A couple of decades ago, I stood for some time looking at a petrol bowser in Bedourie, Queensland, where petrol cost more than $1 a litre.
We were amazed at this astronomical price, but the service station owner had motorists in a corner. There was no fuel in this direction for about 200km, and no fuel in that direction for about 200km, and a whole lot of desert in between.
It was the same sense of disconnect this week driving past petrol stations where fuel has now hit more than $2 a litre. And there’s no desert either side.
The years from 2020 on seem to have been some sort of global education process.
Here on the farm where we are usually at a distance from change, we have seen drought and floods, mouse plagues and pandemics, and family who live just one state away change their plans to visit countless times.
Every day now we hear of friends who have the very same virus we were frightened out of our wits about just a year or two ago. We have not yet had it ourselves, but we know it will happen.
Our kids have been in school, out of school, wearing masks, not wearing masks, playing sport, not playing sport.
We have all become either burnt out or wearily adaptable – resilient is the word we keep hearing. Every week seems to bring a new change.
And the latest one is fuel prices. Had this happened before the pandemic, the sky would have fallen. As it is, it seems people are barely lifting an eyebrow. We are a long way from saying “bring it on”, but it feels like just one more kick when we are all down.
Now that we can finally travel, no one will be able to afford to go anywhere.
It is hard to see an end in sight for this one, so, while the money is being spent on defence forces and keeping businesses afloat (but not, apparently, people who have lost their homes in a flood), why not go for broke and face up to the fact we are all going to have to suck it up and get an electric car. And we will need some sort of subsidy.
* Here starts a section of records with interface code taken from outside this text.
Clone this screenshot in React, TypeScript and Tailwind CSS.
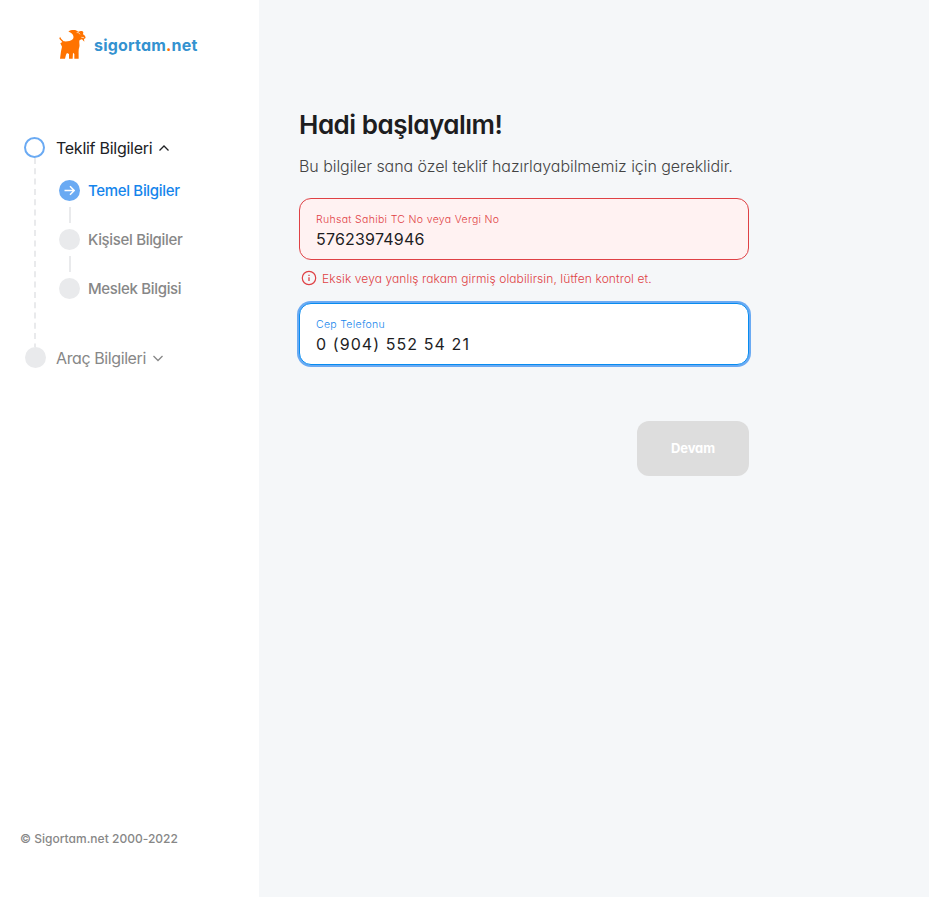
import { ReactNode } from 'react';

function Goat() {
  return (
    <svg className="h-[29px] w-[27px] shrink-0" viewBox="15 16 81 87" fill="#ff7300">
      <path d="M43 21C49 15 62 14 68 18L73 21C80 18 87 19 88 23L87 29C93 32 96 38 94 41L90 43L91 51L84 44L77 46C74 53 78 59 76 67C73 74 74 86 74 102H61L61 88L57 84L56 102H45L45 88L39 85L36 90L33 102H18L21 80L24 66L19 56L25 52L16 42L18 36L22 43L29 50C37 51 50 50 56 44C60 39 59 32 54 27C51 23 47 22 43 21Z" />
      <path d="M68 24C73 23 76 25 78 29M82 38L90 39" fill="none" stroke="#fff" strokeWidth="2" />
    </svg>
  );
}

function Chevron({ up = false }: { up?: boolean }) {
  return (
    <svg className="h-[8px] w-[12px] shrink-0" viewBox="0 0 12 8" fill="none" stroke="currentColor" strokeWidth="1.3">
      <path d={up ? 'M1.500 6.500 6 2l4.500 4.500' : 'M1.500 2 6 6.500 10.500 2'} />
    </svg>
  );
}

function SubStep({ children, active = false }: { children: ReactNode; active?: boolean }) {
  return (
    <div className={`flex h-[21px] items-center gap-2 text-[15px] font-medium tracking-[-0.33px] ${active ? 'text-[#1585ec]' : 'text-[#878787]'}`}>
      <span className={`flex size-[21px] shrink-0 items-center justify-center rounded-full ${active ? 'bg-[#6aaaf3]' : 'bg-[#e9eaec]'}`}>
        {active && (
          <svg className="size-[11px]" viewBox="0 0 11 11" fill="none" stroke="#fff" strokeWidth="1.500">
            <path d="M.5 5.500h9.500M6 1.300l4.200 4.200L6 9.700" />
          </svg>
        )}
      </span>
      <span className="pt-[2px]">{children}</span>
    </div>
  );
}

function Connector() {
  return <div className="my-[6px] ml-[10px] h-4 w-[2px] bg-[#e9eaec]" />;
}

export default function App() {
  return (
    <div className="flex h-[897px] w-full bg-[#f5f7f9] [font-family:Inter,'Liberation_Sans',sans-serif] [font-feature-settings:'cv11']">
      <aside className="flex w-[259px] shrink-0 flex-col bg-white pb-[50px]">
        <div className="flex h-[59px] items-end gap-[8px] pl-[59px]">
          <Goat />
          <span className="mb-[2px] text-[16px] leading-6 font-bold tracking-[0.2px] text-[#3492d0]">
            sigortam<span className="text-[#ff7300]">.</span>net
          </span>
        </div>

        <nav className="mt-[78px] pl-[24px]">
          <div className="flex h-[21px] items-center text-[16px] tracking-[-0.27px] text-[#202124]">
            <span className="size-[21px] rounded-full border-2 border-[#6aaaf3]" />
            <span className="ml-[11px] w-[97px] whitespace-nowrap">Teklif Bilgileri</span>
            <span className="ml-[5px] pt-px"><Chevron up /></span>
          </div>
          <div className="flex h-[189px]">
            <svg className="ml-[10px] h-[189px] w-[2px] shrink-0" viewBox="0 0 2 189">
              <path d="M1 0v189" stroke="#e9eaec" strokeWidth="2" strokeDasharray="6 4.300" />
            </svg>
            <div className="ml-[23px] pt-[22px]">
              <SubStep active>Temel Bilgiler</SubStep>
              <Connector />
              <SubStep>Kişisel Bilgiler</SubStep>
              <Connector />
              <SubStep>Meslek Bilgisi</SubStep>
            </div>
          </div>
          <div className="flex h-[21px] items-center pl-px text-[16px] tracking-[-0.4px] text-[#878787]">
            <span className="size-[21px] rounded-full bg-[#e9eaec]" />
            <span className="ml-[10px] w-[90px] whitespace-nowrap">Araç Bilgileri</span>
            <span className="ml-[6px] pt-px"><Chevron /></span>
          </div>
        </nav>

        <footer className="mt-auto pl-[20px] text-[12px] leading-4 font-medium tracking-[0.02px] text-[#878787]">© Sigortam.net 2000-2022</footer>
      </aside>

      <main className="ml-[40px] w-[450px] pt-[108px]">
        <h1 className="h-[34px] text-[26px] leading-[34px] font-semibold tracking-[-0.5px] whitespace-nowrap text-[#1d1d1f]">Hadi başlayalım!</h1>
        <p className="mt-[12px] h-[25px] text-[16px] leading-6 font-light tracking-[-0.055px] whitespace-nowrap text-[#444]">
          Bu bilgiler sana özel teklif hazırlayabilmemiz için gereklidir.
        </p>

        <div className="mt-[19px] h-[62px] rounded-[12px] border border-[#df4145] bg-[#fff2f2] px-4 pt-[13px]">
          <div className="text-[10.5px] leading-4 font-light tracking-[0.32px] text-[#df4145]">Ruhsat Sahibi TC No veya Vergi No</div>
          <div className="mt-px text-[16px] leading-5 tracking-[0.2px] text-[#1d1d1f]">57623974946</div>
        </div>
        <div className="mt-[11px] flex h-[15px] items-center text-[12px] font-light tracking-[0.1px] whitespace-nowrap text-[#df4145]">
          <svg className="mr-[5px] mb-px ml-[2px] size-4 shrink-0" viewBox="0 0 16 16" fill="none" stroke="#df4145">
            <circle cx="8" cy="8" r="6.700" strokeWidth="1.200" />
            <path d="M8 7.200v3.800M8 4.800v1.300" strokeWidth="1.300" />
          </svg>
          <span className="pt-px">Eksik veya yanlış rakam girmiş olabilirsin, lütfen kontrol et.</span>
        </div>

        <div className="mt-[17px] h-[62px] rounded-[12px] border border-[#078cf0] bg-white px-4 pt-[13px] ring-2 ring-[#6aaaf3]">
          <div className="text-[10.5px] leading-4 font-light tracking-[0.3px] text-[#1585ec]">Cep Telefonu</div>
          <div className="mt-px text-[16px] leading-5 tracking-[1.08px] text-[#1d1d1f]">0 (904) 552 54 21</div>
        </div>

        <button className="mt-[56px] ml-auto block h-[55px] w-[112px] rounded-[12px] bg-[#ddd] text-[13px] font-bold tracking-[-0.15px] text-white">Devam</button>
      </main>
    </div>
  );
}
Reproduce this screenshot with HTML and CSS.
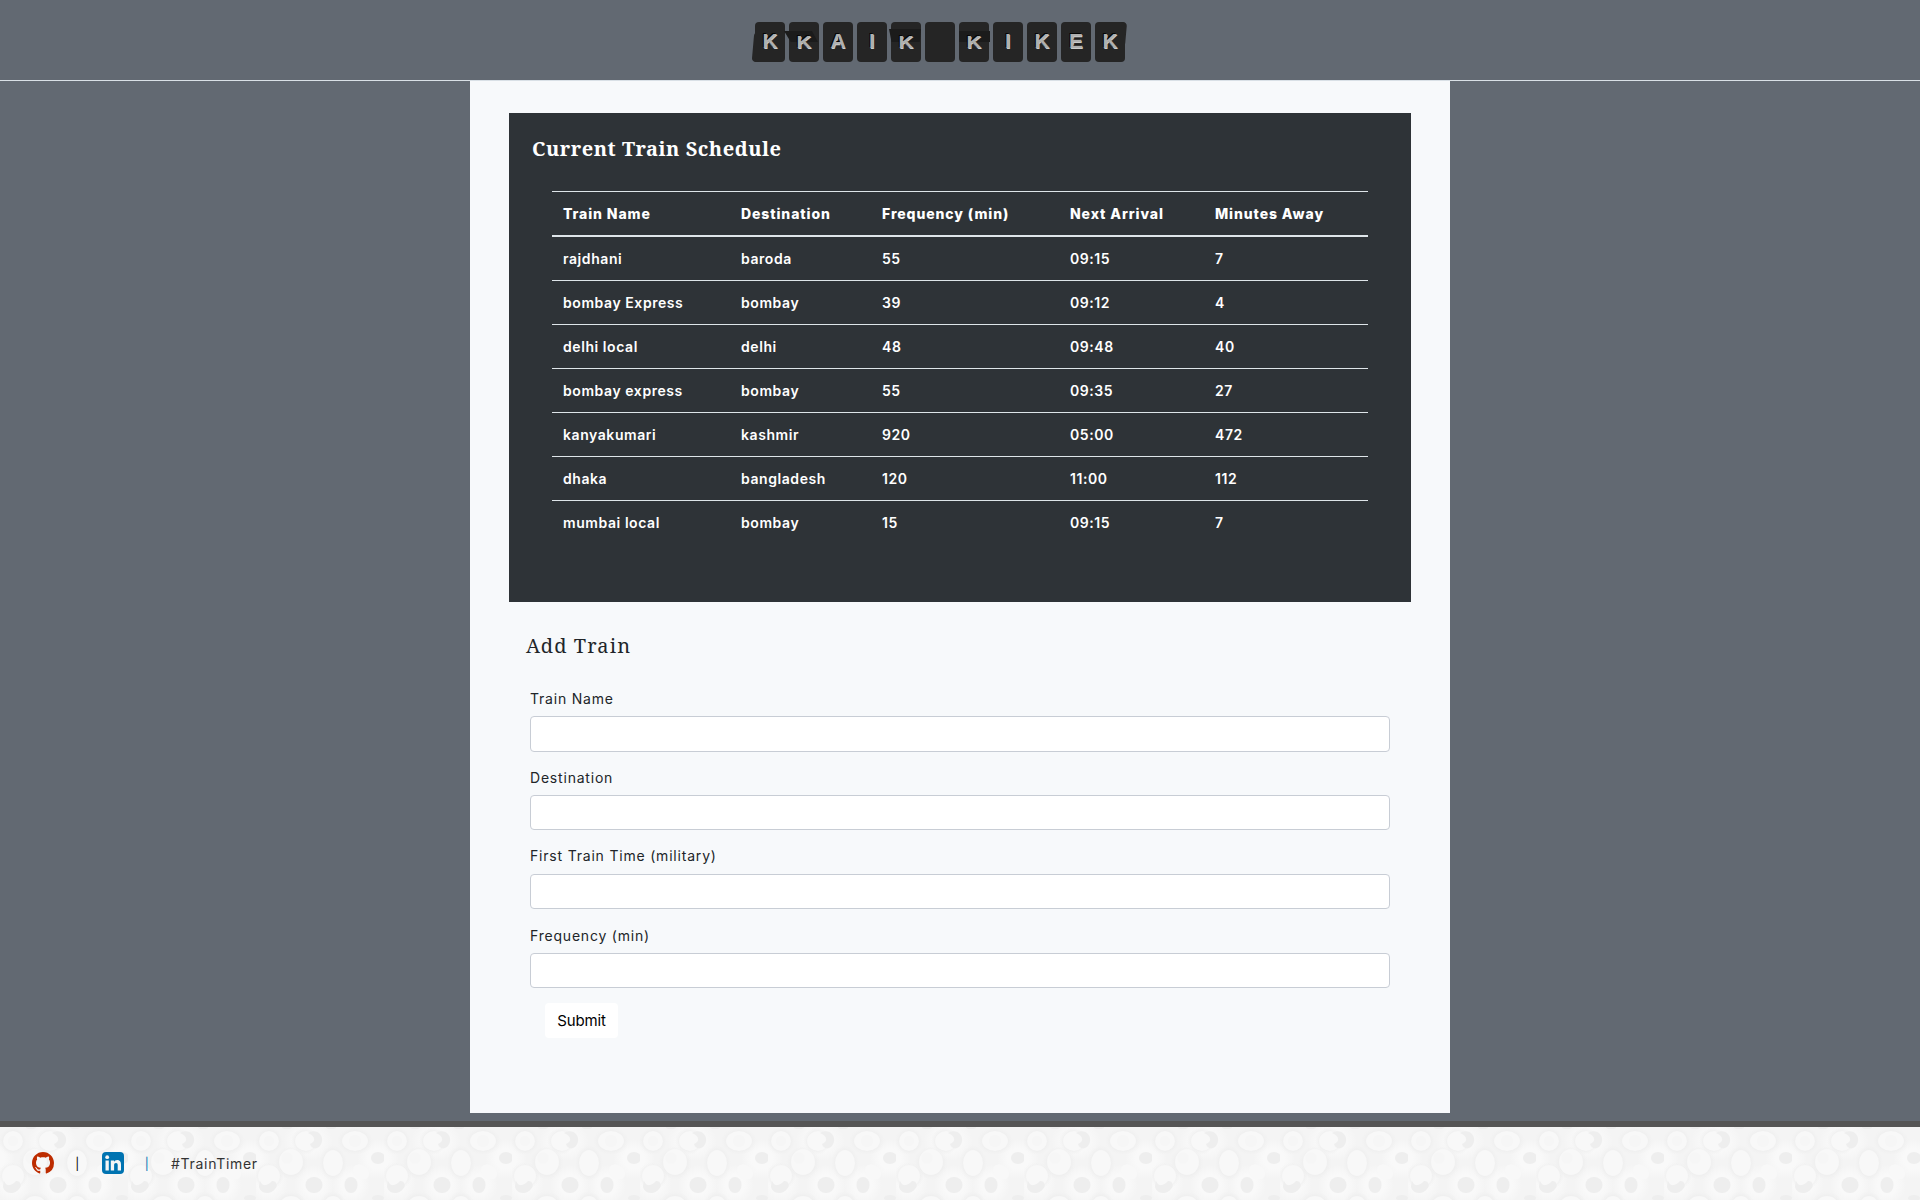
FILE: index.html
```html
<!DOCTYPE html>
<html lang="en">
<head>
<meta charset="utf-8">
<title>Train Timer</title>
<link rel="stylesheet" href="styles.css">
</head>
<body>
<header class="banner">
  <div class="board">
    <span class="flap lean-left">K</span><span class="flap folding fold-left"><b class="squash">K</b></span><span class="flap">A</span><span class="flap">I</span><span class="flap folding fold-up"><b class="squash">K</b></span><span class="flap"></span><span class="flap folding fold-mid"><b class="squash">K</b></span><span class="flap">I</span><span class="flap">K</span><span class="flap">E</span><span class="flap lean-right">K</span>
  </div>
</header>
<main class="page">
  <section class="schedule">
    <h2 class="schedule-title">Current Train Schedule</h2>
    <table class="trains">
      <colgroup><col class="c1"><col class="c2"><col class="c3"><col class="c4"><col class="c5"></colgroup>
      <thead><tr><th>Train Name</th><th>Destination</th><th>Frequency (min)</th><th>Next Arrival</th><th>Minutes Away</th></tr></thead>
      <tbody>
        <tr><td>rajdhani</td><td>baroda</td><td>55</td><td>09:15</td><td>7</td></tr>
        <tr><td>bombay Express</td><td>bombay</td><td>39</td><td>09:12</td><td>4</td></tr>
        <tr><td>delhi local</td><td>delhi</td><td>48</td><td>09:48</td><td>40</td></tr>
        <tr><td>bombay express</td><td>bombay</td><td>55</td><td>09:35</td><td>27</td></tr>
        <tr><td>kanyakumari</td><td>kashmir</td><td>920</td><td>05:00</td><td>472</td></tr>
        <tr><td>dhaka</td><td>bangladesh</td><td>120</td><td>11:00</td><td>112</td></tr>
        <tr><td>mumbai local</td><td>bombay</td><td>15</td><td>09:15</td><td>7</td></tr>
      </tbody>
    </table>
  </section>
  <section class="add">
    <h2 class="add-title">Add Train</h2>
    <form class="form">
      <label class="field"><span class="label">Train Name</span><input class="input" type="text"></label>
      <label class="field"><span class="label">Destination</span><input class="input" type="text"></label>
      <label class="field"><span class="label">First Train Time (military)</span><input class="input" type="text"></label>
      <label class="field"><span class="label">Frequency (min)</span><input class="input" type="text"></label>
      <button class="submit" type="button">Submit</button>
    </form>
  </section>
</main>
<footer class="footer">
  <svg class="pattern" aria-hidden="true">
    <defs>
      <radialGradient id="halo"><stop offset="0.5" stop-color="#f9f9f9"/><stop offset="1" stop-color="#f9f9f9" stop-opacity="0"/></radialGradient>
      <radialGradient id="shade"><stop offset="0.6" stop-color="#ececec"/><stop offset="1" stop-color="#f1f1f1" stop-opacity="0"/></radialGradient>
      <pattern id="rings" width="128" height="128" patternUnits="userSpaceOnUse">
        <rect width="128" height="128" fill="#f4f4f4"/>
        <g fill="url(#halo)">
          <ellipse cx="52" cy="14" rx="25" ry="20"/><ellipse cx="122" cy="32" rx="21" ry="20"/><ellipse cx="-6" cy="32" rx="21" ry="20"/>
          <ellipse cx="58" cy="58" rx="20" ry="20"/><ellipse cx="95" cy="58" rx="19" ry="20"/><ellipse cx="12" cy="56" rx="20" ry="20"/>
        </g>
        <g fill="url(#shade)">
          <ellipse cx="13" cy="14" rx="14" ry="14"/><ellipse cx="99" cy="14" rx="18" ry="14"/><ellipse cx="49" cy="14" rx="14" ry="14"/>
          <ellipse cx="35" cy="36" rx="17" ry="17"/><ellipse cx="77" cy="36" rx="14" ry="18"/><ellipse cx="13" cy="49" rx="15" ry="14"/>
          <ellipse cx="35" cy="80" rx="17" ry="16"/><ellipse cx="77" cy="80" rx="14" ry="16"/>
        </g>
        <g fill="#f8f8f8">
          <ellipse cx="13" cy="14" rx="10" ry="10"/><ellipse cx="99" cy="14" rx="13" ry="10"/><ellipse cx="50" cy="14" rx="11" ry="10"/>
          <ellipse cx="35" cy="35" rx="12" ry="13"/><ellipse cx="77" cy="36" rx="10" ry="13"/><ellipse cx="13" cy="49" rx="11" ry="11"/>
          <ellipse cx="105" cy="45" rx="9" ry="7" transform="rotate(35 105 45)"/><ellipse cx="35" cy="80" rx="12" ry="11"/><ellipse cx="77" cy="80" rx="10" ry="11"/>
        </g>
        <g fill="#eee">
          <path d="M52 6c8-5 15 1 14 8-1 8-10 10-12 3 6-2 6-8-2-11z"/>
          <path d="M4 54c2 6 8 5 12 0 5 0 6 5 3 8-5 7-16 4-16-3z"/>
          <ellipse cx="122" cy="31" rx="7" ry="6"/><ellipse cx="58" cy="58" rx="8.500" ry="8"/><ellipse cx="95" cy="58" rx="6.500" ry="8"/>
          <ellipse cx="31" cy="0" rx="5" ry="2"/><ellipse cx="75" cy="0" rx="5" ry="2"/><ellipse cx="122" cy="71" rx="6" ry="3"/>
        </g>
        <g fill="#f6f6f6"><circle cx="31" cy="31" r="5.500"/><circle cx="13" cy="14" r="5"/><circle cx="99" cy="14" r="6"/></g>
      </pattern>
    </defs>
    <rect width="100%" height="100%" fill="url(#rings)"/>
  </svg>
  <nav class="links">
    <svg class="github" viewBox="0 0 16 16"><path fill="#bd2c00" d="M8 0C3.580 0 0 3.580 0 8c0 3.540 2.290 6.530 5.470 7.590.4.070.55-.17.55-.38 0-.19-.01-.82-.01-1.490-2.010.37-2.530-.49-2.690-.94-.09-.23-.48-.94-.82-1.130-.28-.15-.68-.52-.01-.53.63-.01 1.080.58 1.230.82.72 1.210 1.870.87 2.330.66.070-.52.28-.87.51-1.070-1.780-.2-3.640-.89-3.640-3.950 0-.87.31-1.590.82-2.150-.08-.2-.36-1.020.08-2.120 0 0 .67-.21 2.200.82.64-.18 1.320-.27 2-.27s1.360.09 2 .27c1.530-1.040 2.200-.82 2.200-.82.44 1.100.16 1.920.08 2.120.51.56.82 1.270.82 2.150 0 3.070-1.870 3.750-3.650 3.950.29.25.54.73.54 1.480 0 1.070-.01 1.930-.01 2.200 0 .21.15.46.55.38A8.010 8.010 0 0 0 16 8c0-4.420-3.580-8-8-8z"/></svg>
    <span class="bar">|</span>
    <svg class="linkedin" viewBox="0 0 22 22"><rect width="22" height="22" rx="4" fill="#0073b1"/><g fill="#f6f6f6"><circle cx="5.200" cy="5.200" r="1.900"/><path d="M3.500 8.400h3.300v10.200H3.500zM8.800 8.400H12v1.500c.7-1.100 1.700-1.800 3.200-1.800 2.600 0 3.800 1.700 3.800 4.500v6h-3.300v-5.400c0-1.500-.5-2.300-1.700-2.300-1.300 0-1.900.9-1.900 2.300v5.400H8.800z"/></g></svg>
    <span class="bar blue">|</span>
    <span class="tag">#TrainTimer</span>
  </nav>
</footer>
</body>
</html>
```

FILE: styles.css
```css
* { box-sizing: border-box; }
body { margin: 0; height: 1200px; overflow: hidden; display: flex; flex-direction: column; background: #626972; color: #212529; font-family: Inter, "Noto Sans", sans-serif; font-size: 14px; letter-spacing: 0.8px; }
.banner { height: 81px; flex: none; border-bottom: 1px solid #d9e0e6; padding: 22px 0 0 755px; }
.board { display: flex; gap: 4px; }
.flap { position: relative; width: 30px; height: 40px; border-radius: 4px; background: #252525; color: #b0b0b0; font: bold 21px/38px "Liberation Sans", sans-serif; letter-spacing: 0; text-align: center; text-shadow: -1px -1px 0 #050505, 0.5px 0.5px 0 #ccc; }
.lean-left::before, .lean-right::before { content: ""; position: absolute; z-index: -1; background: #252525; border-radius: 4px; }
.lean-left::before { left: -2px; top: 10px; width: 20px; height: 30px; transform: skewX(-5deg); }
.lean-right::before { right: -1px; top: 0; width: 20px; height: 25px; transform: skewX(-5deg); }
.folding { isolation: isolate; }
.folding::after { content: ""; position: absolute; z-index: -1; background: #1b1b1b; }
.squash { display: block; transform: scaleY(0.8); transform-origin: 50% 70%; }
.fold-left::after { left: -5px; top: 9px; width: 34px; height: 11px; clip-path: polygon(0 0, 82% 0, 100% 100%, 20% 100%); }
.fold-up::after { left: -2px; top: 7px; width: 32px; height: 13px; clip-path: polygon(0 0, 100% 0, 96% 100%, 8% 100%); }
.fold-mid::after { left: 0; top: 9px; width: 31px; height: 11px; }
.page { width: 980px; height: 1032px; flex: none; margin: 0 auto; padding: 32px 39px; background: #f7f9fb; }
.schedule { height: 489px; padding: 20px 43px 0; background: #2e3337; color: #fff; }
h2 { margin: 0; font-family: "Noto Serif", "DejaVu Serif", serif; }
.schedule-title { height: 58px; margin-left: -20px; padding-top: 1px; font-size: 20px; line-height: 30px; letter-spacing: 0.52px; }
.trains { width: 816px; table-layout: fixed; border-collapse: separate; border-spacing: 0; }
.c1 { width: 178px; } .c2 { width: 141px; } .c3 { width: 188px; } .c4 { width: 145px; } .c5 { width: 164px; }
.trains th, .trains td { height: 44px; padding: 0 11px; border-top: 1px solid #dee5e9; text-align: left; font-weight: 600; line-height: 21px; letter-spacing: 0.57px; white-space: nowrap; }
.trains th { height: 46px; border-bottom: 2px solid #dee5e9; font-weight: 800; letter-spacing: 0.9px; }
.trains tbody tr:first-child td { height: 43px; border-top: 0; }
.add { padding: 29px 21px 0; }
.add-title { height: 60px; margin-left: -4px; font-size: 20px; line-height: 30px; font-weight: 400; letter-spacing: 1.1px; }
.form { display: flex; flex-direction: column; margin-top: -1px; }
.field { display: flex; flex-direction: column; height: 79px; }
.field:nth-child(3) .label { height: 27px; margin-top: -1px; }
.label { height: 26px; line-height: 17px; }
.input { height: 35px; border: 1px solid #c8cdd5; border-radius: 4px; background: #fff; }
.field:first-child .input { height: 36px; }
.submit { align-self: flex-start; width: 73px; height: 35px; margin: -3px 0 0 15px; padding: 0; border: 0; border-radius: 4px; background: #fff; color: #000; font: 15px Inter, sans-serif; letter-spacing: -0.15px; }
.footer { position: relative; height: 79px; flex: none; margin-top: 8px; border-top: 6px solid #555; }
.pattern { position: absolute; inset: 0; width: 100%; height: 100%; }
.links { position: relative; display: flex; align-items: center; height: 72px; padding-left: 32px; }
.github, .linkedin { width: 22px; height: 22px; }
.bar { width: 47.500px; text-align: center; color: #000; font-size: 12px; }
.blue { color: #0073b1; }
.tag { color: #333; letter-spacing: 0.7px; }
```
It won’t fix the problem. Something will still need to be plugged in somewhere at some stage. It will, however, help.
Finally, the electric car is about to really become mainstream.
Scary for those of us who have barely mastered the hairdryer.
It seems the world is going to drag us kicking and screaming into a new age. It is anyone’s guess exactly what that is going to look like.
Marie Low is a freelance journalist based in Gunnedah.